What is expected — Where a line in the listing contains the string "index", copy that line out.

Begin Data lines

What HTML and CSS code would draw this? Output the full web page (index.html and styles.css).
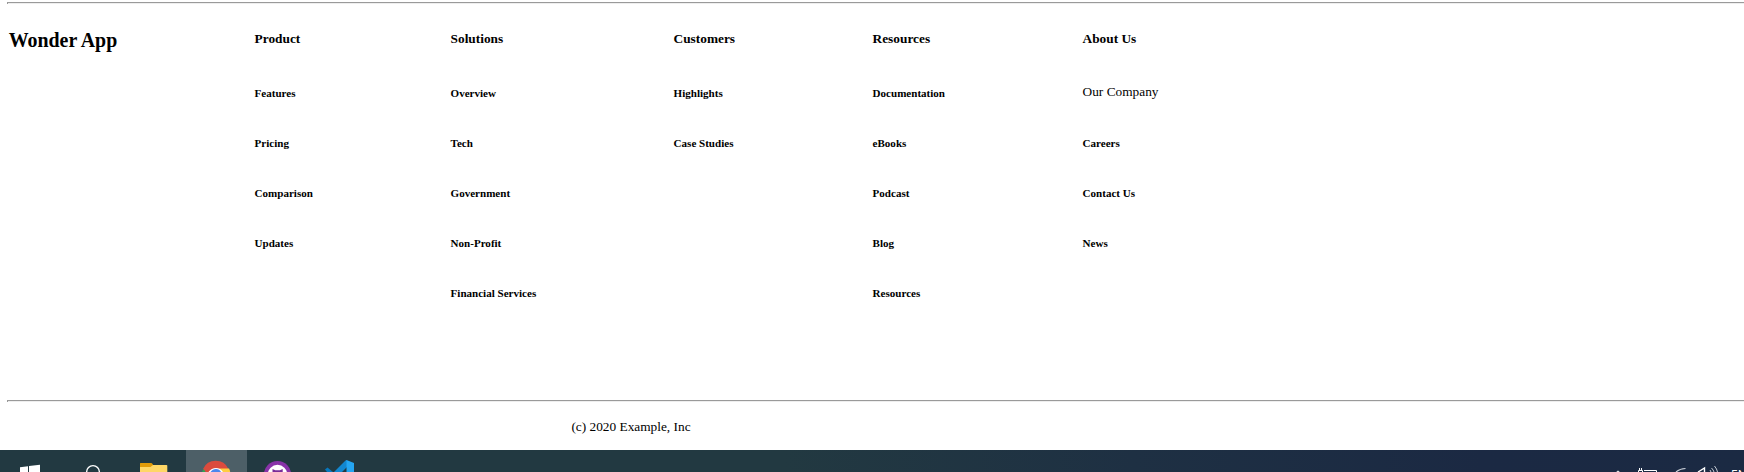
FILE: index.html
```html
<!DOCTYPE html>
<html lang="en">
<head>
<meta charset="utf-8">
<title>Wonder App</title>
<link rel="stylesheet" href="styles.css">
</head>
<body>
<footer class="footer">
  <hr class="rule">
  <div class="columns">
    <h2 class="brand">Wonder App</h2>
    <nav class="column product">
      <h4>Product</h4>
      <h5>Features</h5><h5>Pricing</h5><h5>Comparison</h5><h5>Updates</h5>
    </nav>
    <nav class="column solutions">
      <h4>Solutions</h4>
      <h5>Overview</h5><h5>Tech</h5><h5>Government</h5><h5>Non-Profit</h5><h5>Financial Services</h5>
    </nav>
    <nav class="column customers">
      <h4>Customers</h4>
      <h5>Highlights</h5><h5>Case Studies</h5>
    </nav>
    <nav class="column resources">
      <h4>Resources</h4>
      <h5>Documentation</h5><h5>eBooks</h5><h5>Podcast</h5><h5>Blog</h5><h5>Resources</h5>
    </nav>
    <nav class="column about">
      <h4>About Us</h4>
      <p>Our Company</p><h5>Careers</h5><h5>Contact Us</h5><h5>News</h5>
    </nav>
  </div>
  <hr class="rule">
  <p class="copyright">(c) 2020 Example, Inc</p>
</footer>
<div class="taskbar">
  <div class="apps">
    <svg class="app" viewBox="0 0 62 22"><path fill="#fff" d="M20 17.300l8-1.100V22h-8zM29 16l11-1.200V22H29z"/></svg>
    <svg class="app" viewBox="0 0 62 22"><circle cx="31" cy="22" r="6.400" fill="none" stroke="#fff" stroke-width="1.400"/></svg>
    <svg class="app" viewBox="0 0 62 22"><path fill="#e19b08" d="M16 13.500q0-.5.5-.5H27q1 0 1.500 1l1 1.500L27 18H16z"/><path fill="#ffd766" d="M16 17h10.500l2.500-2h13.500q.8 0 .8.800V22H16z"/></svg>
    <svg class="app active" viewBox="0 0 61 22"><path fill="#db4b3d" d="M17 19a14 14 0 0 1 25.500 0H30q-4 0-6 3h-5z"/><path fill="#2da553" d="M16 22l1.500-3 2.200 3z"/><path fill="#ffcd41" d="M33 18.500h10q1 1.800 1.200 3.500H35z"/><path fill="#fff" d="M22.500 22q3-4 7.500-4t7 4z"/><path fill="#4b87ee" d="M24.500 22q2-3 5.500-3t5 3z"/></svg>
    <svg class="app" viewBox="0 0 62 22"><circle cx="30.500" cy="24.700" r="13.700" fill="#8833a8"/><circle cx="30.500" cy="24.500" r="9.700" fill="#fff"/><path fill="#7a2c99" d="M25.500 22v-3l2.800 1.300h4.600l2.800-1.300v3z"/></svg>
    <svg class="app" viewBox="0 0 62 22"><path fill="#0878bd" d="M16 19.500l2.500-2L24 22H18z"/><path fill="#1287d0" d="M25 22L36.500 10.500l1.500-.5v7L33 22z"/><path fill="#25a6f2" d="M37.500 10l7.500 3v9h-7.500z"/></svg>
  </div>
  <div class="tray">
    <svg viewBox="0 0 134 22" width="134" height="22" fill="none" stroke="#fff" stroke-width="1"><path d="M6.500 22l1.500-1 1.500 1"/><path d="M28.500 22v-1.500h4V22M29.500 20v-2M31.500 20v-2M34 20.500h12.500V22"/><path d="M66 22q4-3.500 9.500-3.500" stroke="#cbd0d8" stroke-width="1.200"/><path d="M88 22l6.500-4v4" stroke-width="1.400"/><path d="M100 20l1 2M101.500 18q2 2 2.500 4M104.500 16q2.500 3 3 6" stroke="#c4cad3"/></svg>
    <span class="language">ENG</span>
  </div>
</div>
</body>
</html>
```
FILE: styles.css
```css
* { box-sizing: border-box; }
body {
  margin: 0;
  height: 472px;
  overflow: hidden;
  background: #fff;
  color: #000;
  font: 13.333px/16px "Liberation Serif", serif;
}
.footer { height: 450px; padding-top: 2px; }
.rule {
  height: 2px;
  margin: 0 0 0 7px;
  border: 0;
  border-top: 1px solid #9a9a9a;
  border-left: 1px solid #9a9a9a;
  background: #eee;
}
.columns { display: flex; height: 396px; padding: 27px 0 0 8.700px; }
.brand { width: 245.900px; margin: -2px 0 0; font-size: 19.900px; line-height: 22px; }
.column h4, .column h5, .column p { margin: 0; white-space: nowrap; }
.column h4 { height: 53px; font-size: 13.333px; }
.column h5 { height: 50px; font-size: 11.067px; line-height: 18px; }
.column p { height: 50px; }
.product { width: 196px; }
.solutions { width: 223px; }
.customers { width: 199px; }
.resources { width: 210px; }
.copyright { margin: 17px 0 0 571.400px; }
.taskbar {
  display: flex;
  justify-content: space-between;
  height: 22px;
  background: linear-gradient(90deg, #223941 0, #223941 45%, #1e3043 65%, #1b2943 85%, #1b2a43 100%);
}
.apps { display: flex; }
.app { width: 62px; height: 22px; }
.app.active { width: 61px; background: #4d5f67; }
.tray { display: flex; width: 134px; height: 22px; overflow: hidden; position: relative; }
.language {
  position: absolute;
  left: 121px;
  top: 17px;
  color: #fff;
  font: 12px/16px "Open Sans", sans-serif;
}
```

End Data lines

Written response —
What HTML and CSS code would draw this? Output the full web page (index.html and styles.css).
FILE: index.html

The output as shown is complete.